President Cyril Ramaphosa, Nelson Mandela’s preferred successor, faces new problems and new choices since he won his own electoral mandate in May 2019. In the next five years, South Africa will be changed radically by the climate crisis, the Fourth Industrial Revolution, economic stagnation, political unrest among some of its southern African neighbours, and the rising African influence of Russia and China while the West is distracted by the insurgent populism of US President Donald Trump and Brexit.
Cyril’s Choices: Lessons from 25 years of freedom spells out the choices before Ramaphosa and South Africa.
For the first time, Matisonn explains work he began at the time he met Nelson Mandela a day after the future president left prison. In September, 1991 he resigned his job as a foreign correspondent in South Africa to study the problem of rapid economic growth first at the University of Chicago, then in Japan and Russia.
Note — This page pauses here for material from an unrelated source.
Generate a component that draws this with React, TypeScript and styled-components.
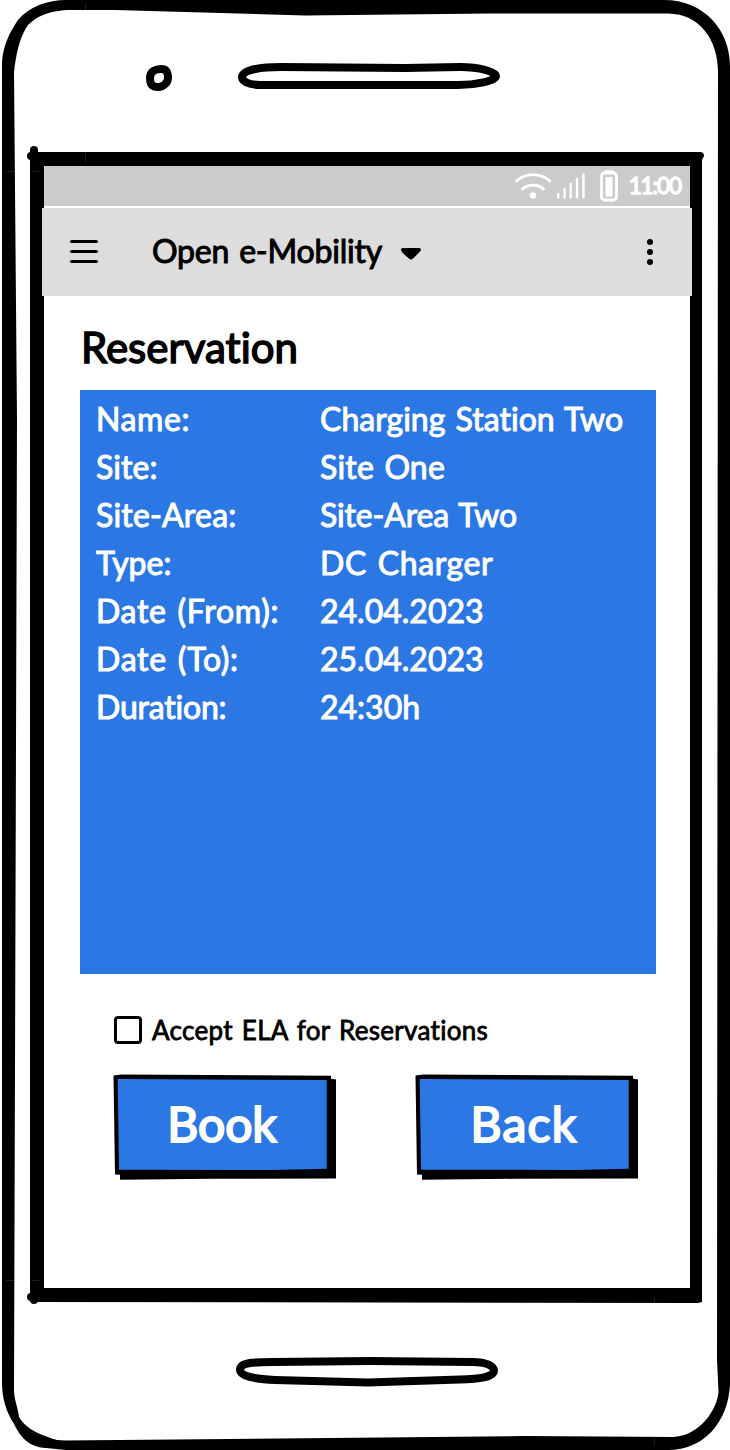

Drawing on experience from Moscow and Kyoto, Harare and Bangui, and the highways and byways of South Africa, the author shows that rapid growth and job creation are a policy choice that can be made by changing how we identify its drivers.
Since his study visit to Russia in 1992, the author has traced the rise of the Russian oligarchs who befriended President Zuma and other African leaders to sell nuclear plants and take over mines, and how the immigrant Indian Gupta family became South Africa’s own oligarchs.
Format: | Paperback |
ISBN-13: | 978-0-639-84043-7 |
JOHN MATISONN
John Matisonn has had a bird’s eye view of South Africa’s progress
through apartheid and democracy. As a political and foreign
correspondent, and one of the pioneers of South Africa’s free
broadcasting environment, he has known every ANC leader since
Oliver Tambo and every government leader from John Vorster to
Cyril Ramaphosa.
He served four years in the Mandela government, held senior
positions in the United Nations in Afghanistan after the fall of the
Taliban government, and was a member of the Interim Board of
the South African Broadcasting Corporation after the National
Assembly’s gruelling investigation into corruption there in 2017.
His first book was God, Spies and Lies: Finding South Africa’s
future through its past. This is his second book.